The task: Your job is to retype all of the data word for word, leaving every image out.

-=-=-=-=-

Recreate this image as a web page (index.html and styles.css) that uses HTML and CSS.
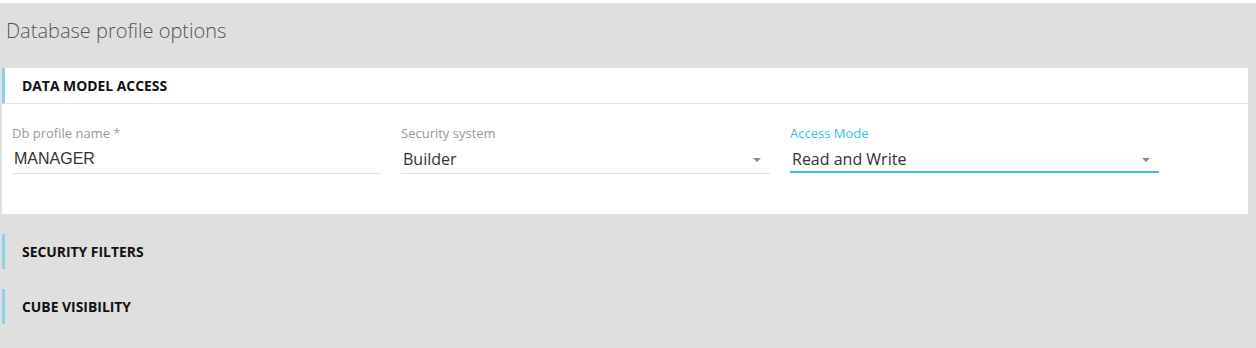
FILE: index.html
```html
<!DOCTYPE html>
<html lang="en">
<head>
    <meta charset="UTF-8">
    <title>Database profile options</title>
    <link rel="stylesheet" href="styles.css">
</head>
<body>
    <div class="page">
        <h1 class="page-title">Database profile options</h1>

        <!-- expanded section -->
        <div class="card">
            <div class="section-head">DATA MODEL ACCESS</div>
            <div class="fields">
                <div class="field">
                    <label>Db profile name *</label>
                    <div class="value plain">MANAGER</div>
                </div>
                <div class="field select">
                    <label>Security system</label>
                    <div class="value">Builder</div>
                    <span class="caret"></span>
                </div>
                <div class="field select focused">
                    <label>Access Mode</label>
                    <div class="value">Read and Write</div>
                    <span class="caret"></span>
                </div>
            </div>
        </div>

        <!-- collapsed sections -->
        <div class="section-head collapsed">SECURITY FILTERS</div>
        <div class="section-head collapsed">CUBE VISIBILITY</div>
    </div>
</body>
</html>
```

FILE: styles.css
```css
body {
    margin: 0;
    padding: 0;
    background: #fff;
    font-family: 'Open Sans', sans-serif;
    color: #333;
}
.page {
    margin-top: 3px;
    height: 345px;
    background: #dfdfdf;
    padding: 0 8px 0 2px;
    box-sizing: border-box;
    overflow: hidden;
}
.page-title {
    margin: 0;
    padding: 14px 0 0 4px;
    height: 65px;
    box-sizing: border-box;
    font-size: 20px;
    line-height: 28px;
    font-weight: 300;
    color: #555;
}
.card {
    background: #fff;
    height: 146px;
}
.section-head {
    height: 35px;
    line-height: 35px;
    padding-left: 17px;
    border-left: 3px solid #8cd2ea;
    font-size: 13.9px;
    font-weight: 700;
    color: #111;
    box-sizing: border-box;
}
.card .section-head {
    height: 36px;
    border-bottom: 1px solid #e2e2e2;
}
.collapsed {
    margin-top: 20px;
}
.fields {
    display: flex;
    gap: 20px;
    padding: 21px 10px 0;
}
.field {
    width: 369px;
    position: relative;
    border-bottom: 1px solid #e0e0e0;
    height: 49px;
    box-sizing: border-box;
}
.field label {
    display: block;
    font-size: 13px;
    color: #999;
    line-height: 16px;
}
.field .value {
    font-size: 16px;
    line-height: 22px;
    margin-top: 7px;
    padding-left: 2px;
    color: #333;
}
.field .plain {
    font-family: 'Liberation Sans', Arial, sans-serif;
}
.focused {
    border-bottom: 2px solid #3bbdee;
    height: 48px;
}
.focused label {
    color: #3bbdee;
}
.caret {
    position: absolute;
    right: 9px;
    top: 33px;
    width: 0;
    height: 0;
    border-left: 4px solid transparent;
    border-right: 4px solid transparent;
    border-top: 4px solid #888;
}
```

-=-=-=-=-

The response:
Recreate this image as a web page (index.html and styles.css) that uses HTML and CSS.
FILE: index.html
```html
<!DOCTYPE html>
<html lang="en">
<head>
    <meta charset="UTF-8">
    <title>Database profile options</title>
    <link rel="stylesheet" href="styles.css">
</head>
<body>
    <div class="page">
        <h1 class="page-title">Database profile options</h1>

        <!-- expanded section -->
        <div class="card">
            <div class="section-head">DATA MODEL ACCESS</div>
            <div class="fields">
                <div class="field">
                    <label>Db profile name *</label>
                    <div class="value plain">MANAGER</div>
                </div>
                <div class="field select">
                    <label>Security system</label>
                    <div class="value">Builder</div>
                    <span class="caret"></span>
                </div>
                <div class="field select focused">
                    <label>Access Mode</label>
                    <div class="value">Read and Write</div>
                    <span class="caret"></span>
                </div>
            </div>
        </div>

        <!-- collapsed sections -->
        <div class="section-head collapsed">SECURITY FILTERS</div>
        <div class="section-head collapsed">CUBE VISIBILITY</div>
    </div>
</body>
</html>
```

FILE: styles.css
```css
body {
    margin: 0;
    padding: 0;
    background: #fff;
    font-family: 'Open Sans', sans-serif;
    color: #333;
}
.page {
    margin-top: 3px;
    height: 345px;
    background: #dfdfdf;
    padding: 0 8px 0 2px;
    box-sizing: border-box;
    overflow: hidden;
}
.page-title {
    margin: 0;
    padding: 14px 0 0 4px;
    height: 65px;
    box-sizing: border-box;
    font-size: 20px;
    line-height: 28px;
    font-weight: 300;
    color: #555;
}
.card {
    background: #fff;
    height: 146px;
}
.section-head {
    height: 35px;
    line-height: 35px;
    padding-left: 17px;
    border-left: 3px solid #8cd2ea;
    font-size: 13.9px;
    font-weight: 700;
    color: #111;
    box-sizing: border-box;
}
.card .section-head {
    height: 36px;
    border-bottom: 1px solid #e2e2e2;
}
.collapsed {
    margin-top: 20px;
}
.fields {
    display: flex;
    gap: 20px;
    padding: 21px 10px 0;
}
.field {
    width: 369px;
    position: relative;
    border-bottom: 1px solid #e0e0e0;
    height: 49px;
    box-sizing: border-box;
}
.field label {
    display: block;
    font-size: 13px;
    color: #999;
    line-height: 16px;
}
.field .value {
    font-size: 16px;
    line-height: 22px;
    margin-top: 7px;
    padding-left: 2px;
    color: #333;
}
.field .plain {
    font-family: 'Liberation Sans', Arial, sans-serif;
}
.focused {
    border-bottom: 2px solid #3bbdee;
    height: 48px;
}
.focused label {
    color: #3bbdee;
}
.caret {
    position: absolute;
    right: 9px;
    top: 33px;
    width: 0;
    height: 0;
    border-left: 4px solid transparent;
    border-right: 4px solid transparent;
    border-top: 4px solid #888;
}
```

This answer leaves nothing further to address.